München.
Angst, Folter und Diskriminierung

Eine Geschichte über das Volk der Uiguren: Wenn Haiyuer Kuerban zu seiner Mutter fahren würde, da ist er sich sicher, käme er ins Gefängnis.

12.06.2009 | Stand 12.06.2009, 18:37 Uhr

Von Katia Meyer-Tien, MZ

Jetzt kommen sie wohl doch nicht, die Uiguren aus Guantánamo, um deren Aufnahme in Deutschland die USA gebeten hatten. Vier der 17 auf Kuba inhaftierten Uiguren sind am Donnerstag in Bermuda freigelassen worden. Der Inselstaat Palau im Pazifik hat sich am Mittwoch bereiterklärt, die weiteren 13 Menschen aufzunehmen (die MZ berichtete). Die Bundesregierung dürfte erleichtert sein. Die uigurische Gemeinde in Deutschland dagegen ist enttäuscht. Doch wer sind die Uiguren überhaupt?

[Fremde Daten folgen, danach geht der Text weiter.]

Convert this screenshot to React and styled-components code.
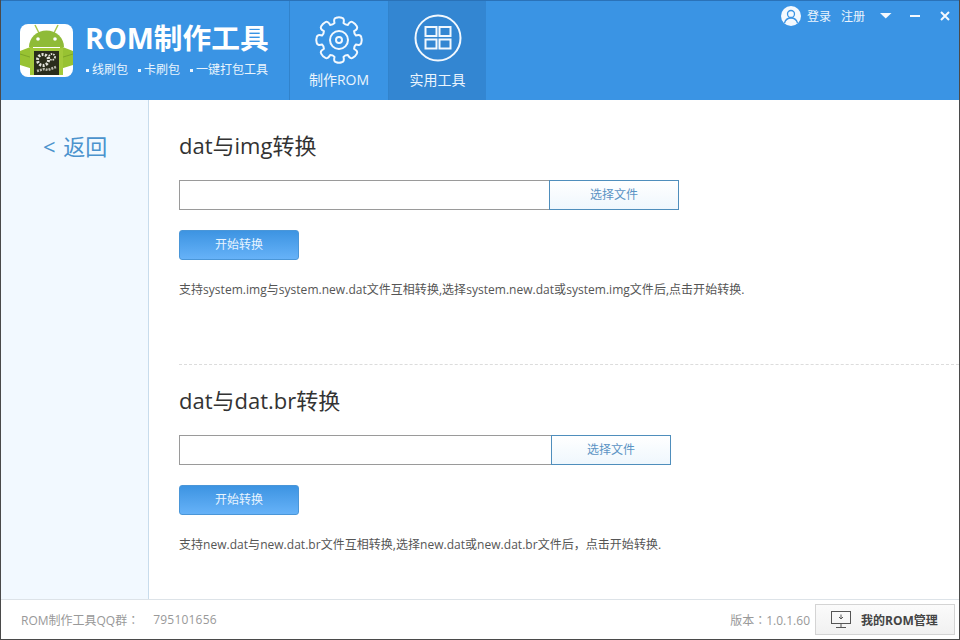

Wenn Haiyuer Kuerban erzählt, wie er von Urumchi nach München kam, klingt das nicht nach Flucht. Trotzdem erzählt der 25-Jährige eine Geschichte von Diskriminierung und Angst. Wenn er heim zu seiner Mutter fahren würde, da ist er sich sicher, erwartete ihn das Gefängnis, vielleicht sogar Folter. Kuerban ist in einer kleinen Stadt im Nordwesten Chinas, in der Region Xinjiang, aufgewachsen. Kuerban spricht von Ostturkestan, für ihn ist es das Land der Uiguren. Das muslimische Turkvolk siedelt dort seit Jahrhunderten. 1949 verleibten die Kommunisten das Gebiet China ein und erklärten es wenig später formell zum autonomen uigurischen Gebiet. Xinjiang grenzt an die Mongolei, an Russland, Kasachstan, Kirgisistan, Tadschikistan, Afghanistan und die Kaschmir-Region. Es ist eine strategisch wichtige Gegend, die immer wieder hart umkämpft war, nicht zuletzt wegen ihrer Ölvorkommen.

In seinem Heimatdorf gab es zwei Stadtteile, erzählt Kuerban. In dem einen wohnten die Uiguren. Wer in die Straßen des chinesischen Teils geriet, wurde verprügelt. Trotzdem: Kuerban wuchs glücklich auf, ab und zu ging er in die Moschee, bis es seine Mutter nicht mehr erlaubte. Später sollte er herausfinden, dass die chinesische Regierung Kindern und Jugendlichen den Besuch verboten hatte. Mit 18 zog Haiyuer Kuerban zum Studieren in die Hauptstadt Urumchi.

Generell ist es schwer, sich ein Bild davon zu machen, wie die Situation in der Region aussieht. Die Uiguren, vertreten von Organisationen wie der Ostturkestanischen Union in Europa, deren Generalsekretär Kuerban heute ist, berichten von Verhaftungen, Umsiedlungen und Zwangssterilisationen. Chinas Regierung spricht vom Kampf gegen Separatismus, Terrorismus und religiösen Extremismus. „Die Menschenrechtssituation in Xinjiang ist dramatisch“, sagt Verena Harpe von Amnesty International, „Wir hören von grausamen Foltermethoden.“

Nach seinem Studium gelang es Kuerban, nach Deutschland zu kommen, wo er nur staunte: Dass Menschen auf der Straße für ihre Rechte demonstrieren können, davon habe er vorher gehört. „Aber das war für mich genauso abstrakt wie Quantenphysik.“ Im Internet fand er Seiten, die er nie hatte aufrufen können. Nachdem er sie alle gelesen hat, ist er sich sicher, „dass die Chinesen das uigurische Volk vernichten wollen“.

Die Entscheidung, die Uiguren aus Guantánamo unter anderem auf Palau freizulassen, begrüßt er. „Aber wir sind gleichzeitig sehr enttäuscht“, sagt er. Enttäuscht darüber, dass Staaten wie die USA und Deutschland, die nach seiner Ansicht für die Menschenrechte einstehen sollten, sich weigerten, die Landsleute aufzunehmen.